In 1833, age 17, Ada was introduced to Charles Babbage and one of his innovative calculating machines, the Difference Engine, at a party in his London drawing room. The introduction was made through their mutual friend Mary Somerville which relationship she used to visit Babbage and the machine as often as she could. At 26, married with three small children, she undertook maths correspondence course.
Ada made Babbage a bold proposal. She offered to work as his assistant - a remarkably bold move, especially given the stifling social conventions of the day. It worked!
By this time Babbage was working on a design for a new machine, which he called the Analytical Engine. Unlike the Difference Engine, which could only add, the Analytical Engine worked much more like a modern computer and could be programmed to carry out almost any sequence of logical steps.
Lovelace the Visionary
Babbage was impressed by Lovelace's intellect and analytic skills. He called her The Enchantress of Numbers. He wrote of her: 'Forget this world and all its troubles and if possible its multitudinous Charlatans—everything in short but the Enchantress of Numbers'.
The only published description of the Analytical Engine was a French article which Ada translated for a British journal, and she added add a set of notes, describing more fully how the Engine worked. These Notes (which included some visionary statements about its potential and limitations) ended up twice as long as the original article.

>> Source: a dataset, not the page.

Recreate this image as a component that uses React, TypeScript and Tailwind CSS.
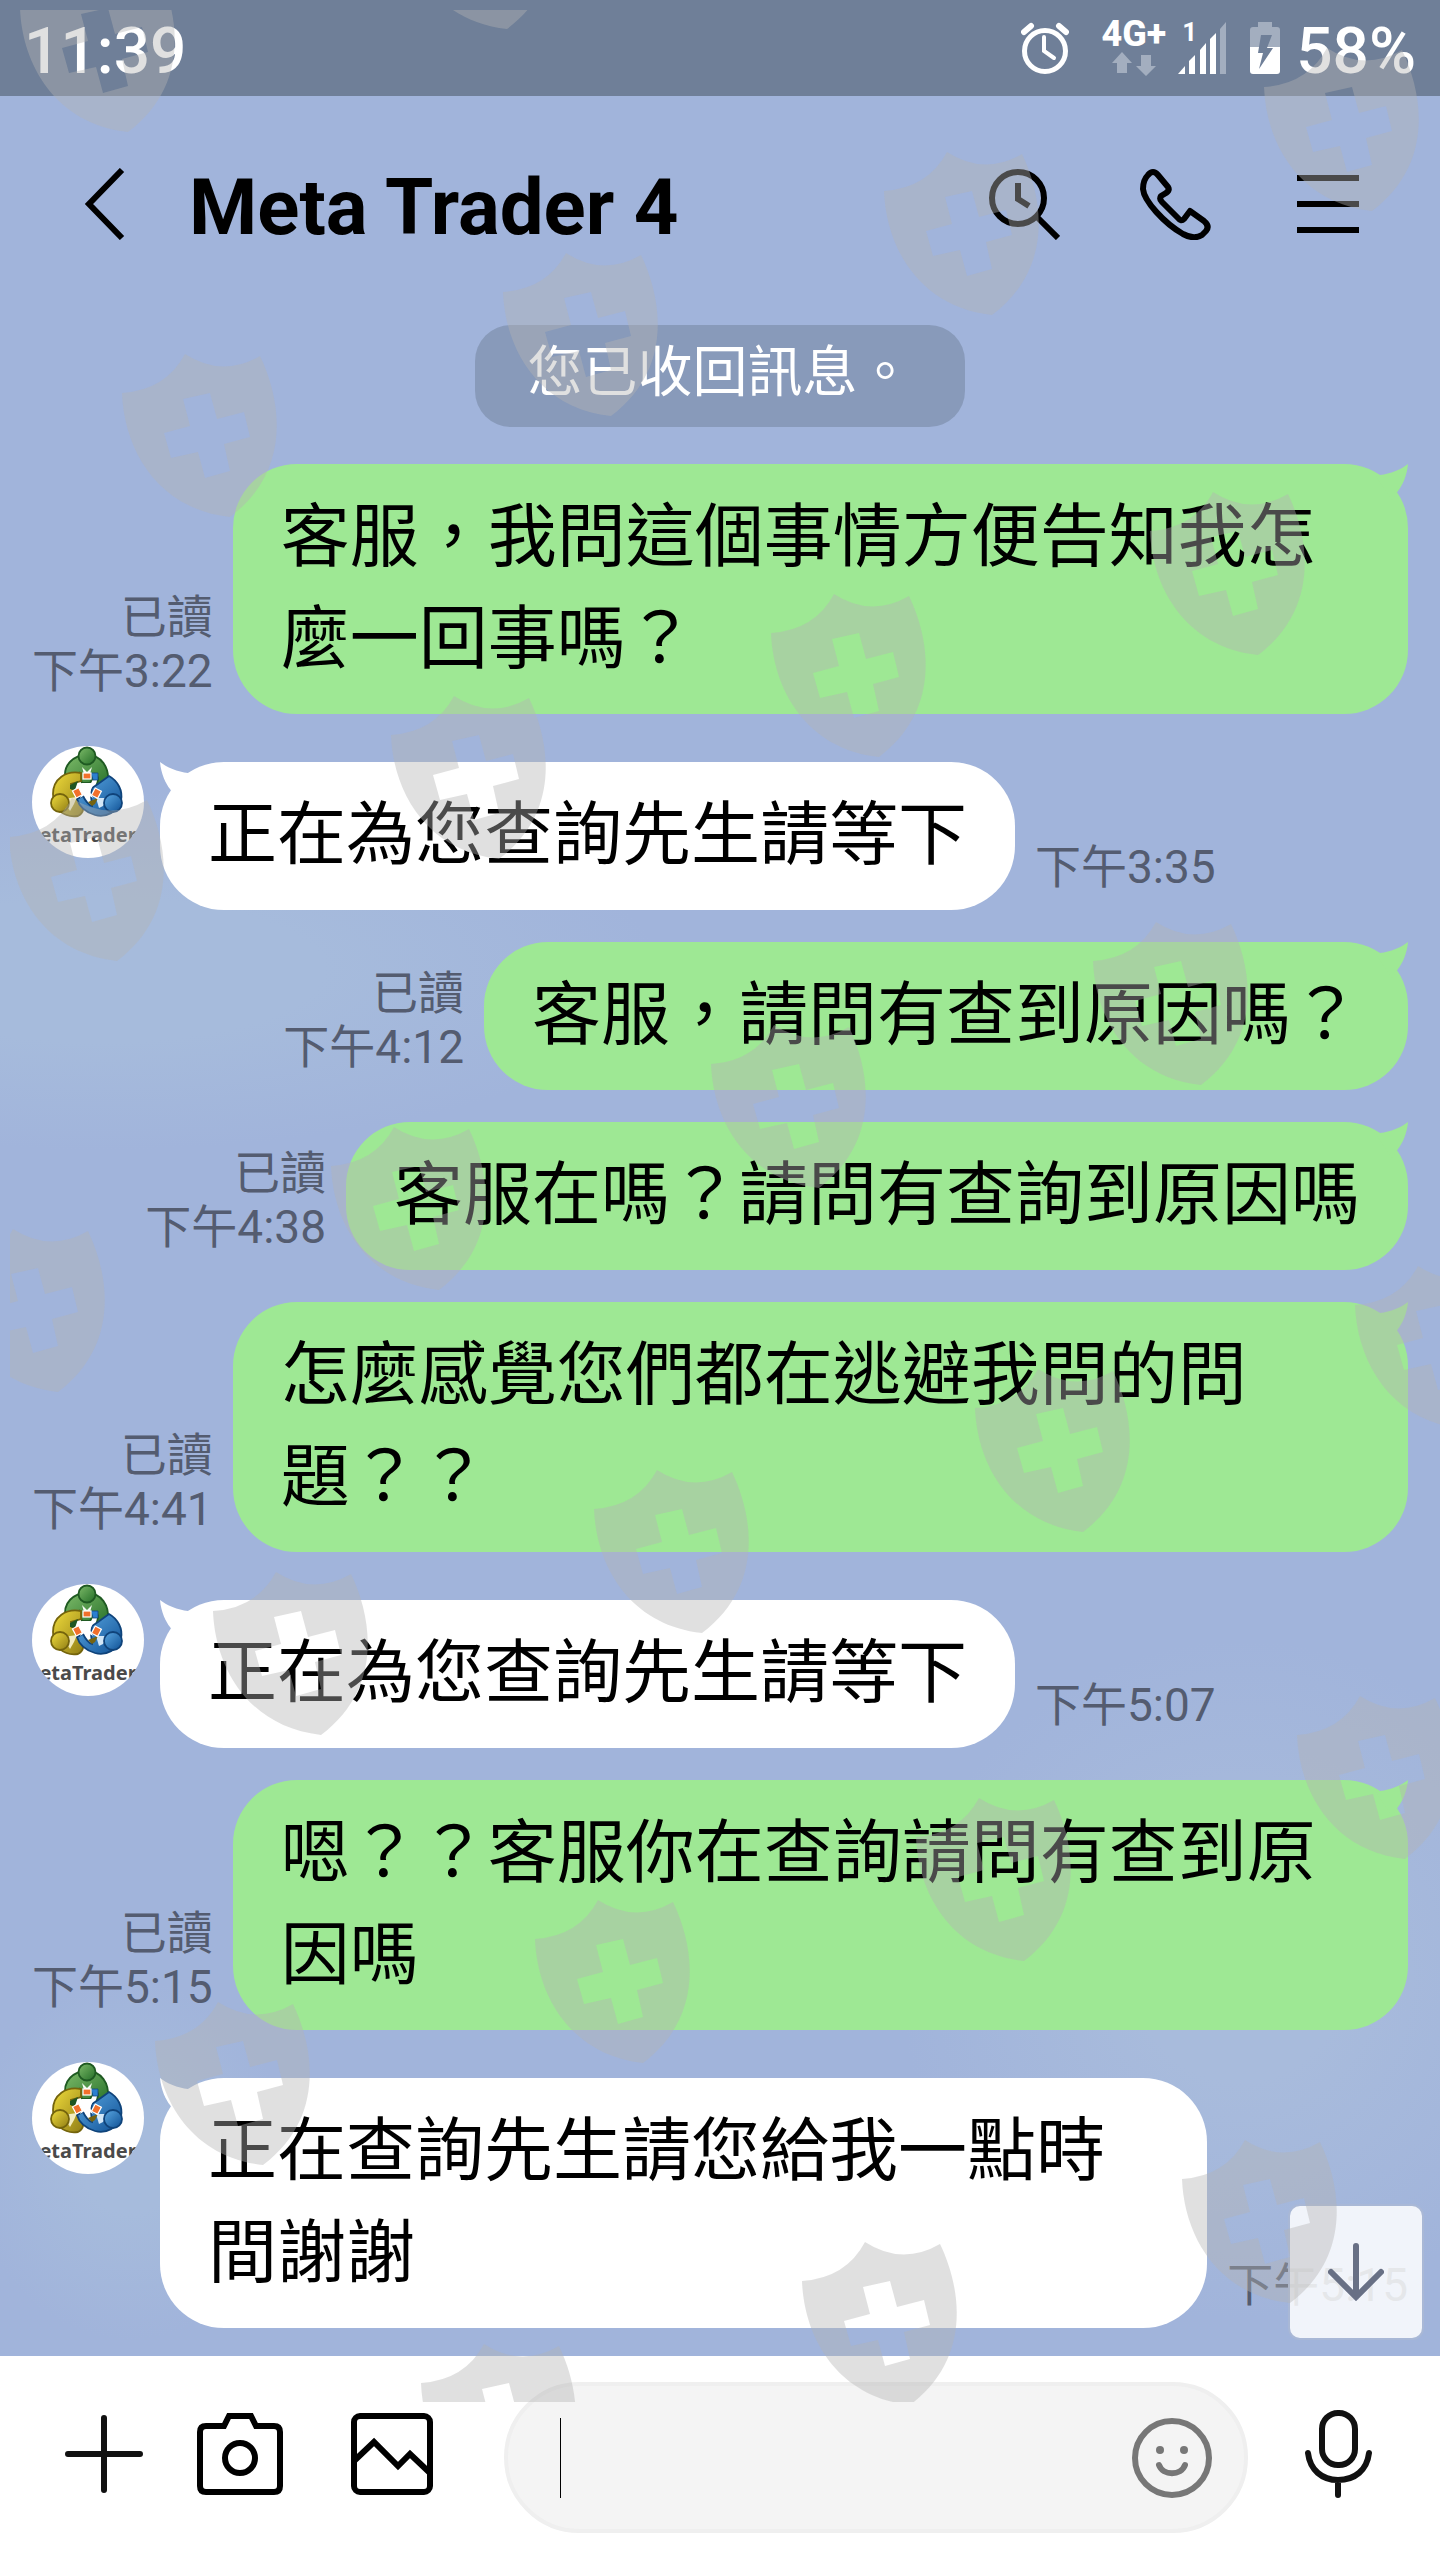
import { useState } from "react";

type Message = {
  id: number;
  mine: boolean;
  text: string;
  time: string;
};

const messages: Message[] = [
  { id: 1, mine: true, text: "客服，我問這個事情方便告知我怎麼一回事嗎？", time: "下午3:22" },
  { id: 2, mine: false, text: "正在為您查詢先生請等下", time: "下午3:35" },
  { id: 3, mine: true, text: "客服，請問有查到原因嗎？", time: "下午4:12" },
  { id: 4, mine: true, text: "客服在嗎？請問有查詢到原因嗎", time: "下午4:38" },
  { id: 5, mine: true, text: "怎麼感覺您們都在逃避我問的問題？？", time: "下午4:41" },
  { id: 6, mine: false, text: "正在為您查詢先生請等下", time: "下午5:07" },
  { id: 7, mine: true, text: "嗯？？客服你在查詢請問有查到原因嗎", time: "下午5:15" },
  { id: 8, mine: false, text: "正在查詢先生請您給我一點時間謝謝", time: "下午5:15" },
];

// top-left corner of every shield stamp
const shields = [
  [20, -31], [399, -134],
  [122, 354], [503, 253], [884, 152], [1264, 48],
  [9, 798], [391, 696], [771, 594], [1150, 492],
  [-50, 1229], [331, 1127], [711, 1025], [1093, 922],
  [213, 1572], [594, 1470], [975, 1369], [1355, 1266],
  [155, 2002], [535, 1900], [916, 1798], [1297, 1696],
  [421, 2344], [802, 2242], [1182, 2140],
];

function Watermark() {
  return (
    <div className="pointer-events-none absolute top-[10px] right-0 bottom-[160px] left-[10px] overflow-hidden" aria-hidden="true">
      <svg className="size-full" fill="#b3b3b3" fillOpacity="0.41" fillRule="evenodd">
        {shields.map(([x, y]) => (
          <path
            key={`${x}-${y}`}
            transform={`translate(${x - 10} ${y - 10})`}
            d="M0 39Q44 36 63 0Q100 24 138 2C161 50 168 118 108 163C35 155 2 95 0 39ZM61 45L88 39L95 65L122 58L128 83L102 90L108 117L83 124L76 98L49 104L42 79L68 72Z"
          />
        ))}
      </svg>
    </div>
  );
}

function Avatar() {
  return (
    <div className="size-28 shrink-0 overflow-hidden rounded-full bg-white">
      <svg viewBox="0 0 112 112" className="size-full">
        <defs>
          <linearGradient id="green" x1="0" y1="0" x2="1" y2="1">
            <stop offset="0" stopColor="#7dbb69" />
            <stop offset="1" stopColor="#236d27" />
          </linearGradient>
          <linearGradient id="yellow" x1="0" y1="0" x2="1" y2="1">
            <stop offset="0" stopColor="#f0dc3c" />
            <stop offset="1" stopColor="#8f7c14" />
          </linearGradient>
          <linearGradient id="blue" x1="0" y1="0" x2="1" y2="1">
            <stop offset="0" stopColor="#5ba8e2" />
            <stop offset="1" stopColor="#0e4f94" />
          </linearGradient>
        </defs>
        <g strokeWidth="1.8">
          <path d="M34 36C29 18 43 9 55 9C70 9 77 22 76 35C75 41 73 44 70 45C66 45 63 42 65 38C67 32 66 30 63 28L58 37L50 37L47 27Z" fill="url(#green)" stroke="#1f5a22" />
          <path d="M50 21L55 26L60 21L58 28H52Z" fill="#f4faf2" stroke="none" />
          <path d="M49 27C34 24 21 33 21 48C21 63 32 72 46 70C52 67 53 60 50 50L46 45L40 43L39 38L49 35Z" fill="url(#yellow)" stroke="#74640c" />
          <path d="M31 53L45 51L42 58L38 65Z" fill="#f3ecc0" stroke="none" />
          <path d="M77 30C86 35 91 45 89 54C86 66 74 72 63 69C53 66 47 60 45 53L51 50C54 56 57 59 60 60L59 50L60 42L66 38Z" fill="url(#blue)" stroke="#0f437a" />
          <path d="M64 52L76 52L71 60L67 62Z" fill="#d4e8f8" stroke="none" />
          <path d="M38 39L46 35L43 44L38 43Z" fill="#1f5522" stroke="none" />
          <path d="M56 56L66 52L63 58L60 60Z" fill="#756310" stroke="none" />
          <circle cx="55" cy="10" r="8.5" fill="url(#green)" stroke="#1f5a22" />
          <circle cx="28" cy="57" r="9" fill="url(#yellow)" stroke="#74640c" />
          <circle cx="81" cy="57" r="9" fill="url(#blue)" stroke="#0f437a" />
        </g>
        <path d="M49 37L62 37L58 46L61 52L54 48L48 52L51 45Z" fill="#fff" />
        <path d="M59 27h7v7h-5z" fill="#2b7fd0" stroke="#12477c" strokeWidth="0.8" />
        <g fill="#f2702c" stroke="#fff" strokeWidth="1.2">
          <rect x="51" y="27" width="8" height="6" />
          <rect x="42" y="43" width="7" height="8" transform="rotate(-28 45 47)" />
          <rect x="61" y="43" width="7" height="8" transform="rotate(28 64 47)" />
        </g>
        <text x="56" y="96" textAnchor="middle" fontSize="20" fontWeight="700" fill="#4a4a4a" className="font-['Noto_Sans',sans-serif]">
          etaTrader
        </text>
      </svg>
    </div>
  );
}

function Bubble({ mine, text }: { mine: boolean; text: string }) {
  return (
    <div
      className={`relative min-w-0 rounded-[64px] px-12 py-[23px] text-[69px] leading-[102px] text-black ${
        mine ? "bg-[#9ee894]" : "mt-4 bg-white"
      }`}
    >
      <svg
        viewBox="0 0 32 36"
        className={`absolute top-0 h-9 w-8 ${mine ? "right-0 fill-[#9ee894]" : "left-0 -scale-x-100 fill-white"}`}
      >
        <path d="M32 0C31 12 26 22 22 27L16 36L0 12L4 11C14 10 26 5 32 0Z" />
      </svg>
      <p className="break-all">{text}</p>
    </div>
  );
}

function MessageRow({ message }: { message: Message }) {
  const { mine, text, time } = message;
  return (
    <li className={`flex ${mine ? "justify-end gap-5" : "items-start"}`}>
      {!mine && (
        <div className="mr-4 shrink-0">
          <Avatar />
        </div>
      )}
      {!mine && <Bubble mine={mine} text={text} />}
      <div className={`mb-4 shrink-0 self-end text-[46px] leading-[54px] text-[#545c70] ${mine ? "text-right" : "ml-5"}`}>
        {mine && <p>已讀</p>}
        <p>{time}</p>
      </div>
      {mine && <Bubble mine={mine} text={text} />}
    </li>
  );
}

function StatusBar() {
  return (
    <div className="flex h-24 items-center justify-between bg-[#6f7f98] px-6 text-[64px] leading-none font-medium text-white">
      <span className="pt-2">11:39</span>
      <div className="flex items-center">
        <svg viewBox="0 0 48 52" className="mr-8 h-[52px] w-12" fill="none" stroke="#fff" strokeWidth="5">
          <circle cx="24" cy="29" r="20.5" />
          <path d="M23 15V29L33 36" strokeWidth="4" strokeLinecap="round" />
          <path d="M3 10L10 4M45 10L38 4" strokeWidth="6" strokeLinecap="round" />
        </svg>
        <div className="mr-3 flex flex-col items-center gap-1">
          <span className="text-[36px] leading-7 font-extrabold">4G+</span>
          <svg viewBox="0 0 44 24" className="h-6 w-11" fill="#a3aebf">
            <path d="M10 0L20 11H15V21H5V11H0Z" />
            <path d="M34 24L44 14H39V3H29V14H24Z" />
          </svg>
        </div>
        <div className="relative mr-6">
          <svg viewBox="0 0 48 52" className="h-[52px] w-12" fill="#fff">
            <path d="M0 52L7 44V52Z" />
            <path d="M11 39L17 33V52H11Z" />
            <path d="M22 28L28 21V52H22Z" />
            <path d="M32 17L38 11V52H32Z" />
            <path d="M42 7L48 0V52H42Z" fill="#a3aebf" />
          </svg>
          <span className="absolute top-0 left-1 text-[26px] leading-5 font-bold">1</span>
        </div>
        <svg viewBox="0 0 30 52" className="mr-4 h-[52px] w-[30px]">
          <path d="M8 0H22V5H27Q30 5 30 8V25H0V8Q0 5 3 5H8Z" fill="#a3aebf" />
          <path d="M0 25H30V49Q30 52 27 52H3Q0 52 0 49Z" fill="#fff" />
          <path d="M11 13H22L17 26H23L9 47L13 31H8Z" fill="#6f7f98" />
        </svg>
        <span className="pt-2">58%</span>
      </div>
    </div>
  );
}

function ChatHeader() {
  return (
    <header className="flex items-center px-[81px] pt-[60px] pb-12">
      <button type="button" aria-label="Back" className="mr-16 shrink-0">
        <svg viewBox="0 0 44 72" className="h-[72px] w-11" fill="none" stroke="#000" strokeWidth="6">
          <path d="M41 2L8 36L41 70" />
        </svg>
      </button>
      <h1 className="flex-1 pt-2 text-[78px] leading-[88px] font-bold text-black">Meta Trader 4</h1>
      <div className="flex shrink-0 items-center">
        <button type="button" aria-label="Search" className="mr-20">
          <svg viewBox="0 0 72 72" className="size-[72px]" fill="none" stroke="#000" strokeWidth="6">
            <circle cx="30" cy="30" r="26" />
            <path d="M49 49L70 70" />
            <path d="M30 15V31L41 38" />
          </svg>
        </button>
        <button type="button" aria-label="Call" className="mr-[86px]">
          <svg viewBox="0 0 71 71" className="size-[71px]" fill="none" stroke="#000" strokeWidth="6" strokeLinejoin="round">
            <path d="M8 6Q13 0 18 6L28 18Q30 21 26 24L21 27Q19 30 22 33L38 49Q41 53 44 50L50 42L64 52Q70 57 66 62L62 66Q54 71 43 65C24 54 4 32 3 20Q3 11 8 6Z" />
          </svg>
        </button>
        <button type="button" aria-label="Menu">
          <svg viewBox="0 0 62 58" className="h-[58px] w-[62px]" stroke="#000" strokeWidth="6">
            <path d="M0 3H62M0 29H62M0 55H62" />
          </svg>
        </button>
      </div>
    </header>
  );
}

function Composer() {
  const [draft, setDraft] = useState("");

  return (
    <footer className="flex items-center bg-white pt-[26px] pr-[68px] pb-[29px] pl-[65px]">
      <button type="button" aria-label="Add" className="mr-[54px] shrink-0 pb-2">
        <svg viewBox="0 0 78 78" className="size-[78px]" stroke="#111" strokeWidth="6" strokeLinecap="round">
          <path d="M39 3V75M3 39H75" />
        </svg>
      </button>
      <button type="button" aria-label="Camera" className="mr-[68px] shrink-0 pb-2">
        <svg viewBox="0 0 86 82" className="h-[82px] w-[86px]" fill="none" stroke="#000" strokeWidth="6">
          <path d="M9 13H27L32 3H54L59 13H77Q83 13 83 19V73Q83 79 77 79H9Q3 79 3 73V19Q3 13 9 13Z" />
          <circle cx="43" cy="45" r="15" />
        </svg>
      </button>
      <button type="button" aria-label="Photos" className="mr-[71px] shrink-0 pb-2">
        <svg viewBox="0 0 82 82" className="size-[82px]" fill="none" stroke="#000" strokeWidth="6">
          <rect x="3" y="3" width="76" height="76" rx="6" />
          <path d="M3 48L23 29L47 53L59 41L79 60" />
        </svg>
      </button>
      <div className="mr-[57px] flex h-[151px] min-w-0 flex-1 items-center rounded-full border-4 border-[#efefef] bg-[#f4f4f4] pr-[32px] pl-[52px]">
        <span className="h-20 w-px shrink-0 bg-black" />
        <input
          aria-label="Message"
          value={draft}
          onChange={(e) => setDraft(e.target.value)}
          className="min-w-0 flex-1 bg-transparent text-[56px] text-black outline-none"
        />
        <button type="button" aria-label="Stickers" className="shrink-0">
          <svg viewBox="0 0 80 80" className="size-20" fill="none" stroke="#777" strokeWidth="6">
            <circle cx="40" cy="40" r="37" />
            <path d="M27 47C31 58 49 58 53 47" strokeLinecap="round" />
            <circle cx="28" cy="32" r="4" fill="#777" stroke="none" />
            <circle cx="52" cy="32" r="4" fill="#777" stroke="none" />
          </svg>
        </button>
      </div>
      <button type="button" aria-label="Voice message" className="shrink-0 pb-2">
        <svg viewBox="0 0 67 88" className="h-[88px] w-[67px]" fill="none" stroke="#111" strokeWidth="6" strokeLinecap="round">
          <rect x="17" y="3" width="33" height="52" rx="16" />
          <path d="M3 43C5 60 17 70 33 70C50 70 62 60 64 43M33 71V85" />
        </svg>
      </button>
    </footer>
  );
}

export default function App() {
  return (
    <div className="relative flex min-h-screen w-full flex-col overflow-hidden bg-[#a1b4db] bg-[radial-gradient(ellipse_560px_180px_at_100px_970px,#a6bbdc_40%,transparent),radial-gradient(ellipse_340px_340px_at_1240px_1980px,#a8bbdc_30%,transparent),radial-gradient(ellipse_160px_180px_at_130px_2160px,#a6bbdc_30%,transparent)] font-[Roboto,'Noto_Sans_CJK_TC',sans-serif]">
      <StatusBar />
      <ChatHeader />
      <main className="relative flex-1 px-8 pt-[25px] pb-7">
        <p className="mx-auto mb-[37px] w-fit rounded-[36px] bg-[#889aba] px-[52px] pt-1.5 pb-3.5 text-[55px] leading-[82px] text-white">
          您已收回訊息。
        </p>
        <ul className="flex flex-col gap-8">
          {messages.map((message) => (
            <MessageRow key={message.id} message={message} />
          ))}
        </ul>
        <button
          type="button"
          aria-label="Scroll to latest"
          className="absolute right-4 bottom-4 flex size-[136px] items-center justify-center rounded-xl border-2 border-[#a9b8d6] bg-white/85"
        >
          <svg viewBox="0 0 56 58" className="h-[58px] w-14" fill="none" stroke="#687085" strokeWidth="6" strokeLinecap="round">
            <path d="M28 3V54M3 29L28 54L53 29" />
          </svg>
        </button>
      </main>
      <Composer />
      <Watermark />
    </div>
  );
}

The Notes also included tables setting out the sequence the machine would have to go through to find the solution to an algebra problem (e.g. Bernouilli's numbers sequence). This is why some writers call Ada the "world's first programmer" but these tables were not strictly computer programmes.
She does, however, seem to have understood the significance of Babbage's engines better than he did. So – although not the forerunner of today's coders and hackers, Ada was probably one of the first visionaries who imagined how future technology might change the world.
It would take another hundred years to recognise the significance of the extra ordinary foresight in her work. Her notes and letters to Babbage make it clear that Ada understood the potential of computers in a way that he, or nobody else ever did.
Ada Lovelace Day
Ada Lovelace Day is now in its thirteenth year – it’s an international celebration of women working the fields of science, technology, engineering and maths (STEM), which was founded in 2009 by Suw Charman-Anderson and is held annually on the second Tuesday in October.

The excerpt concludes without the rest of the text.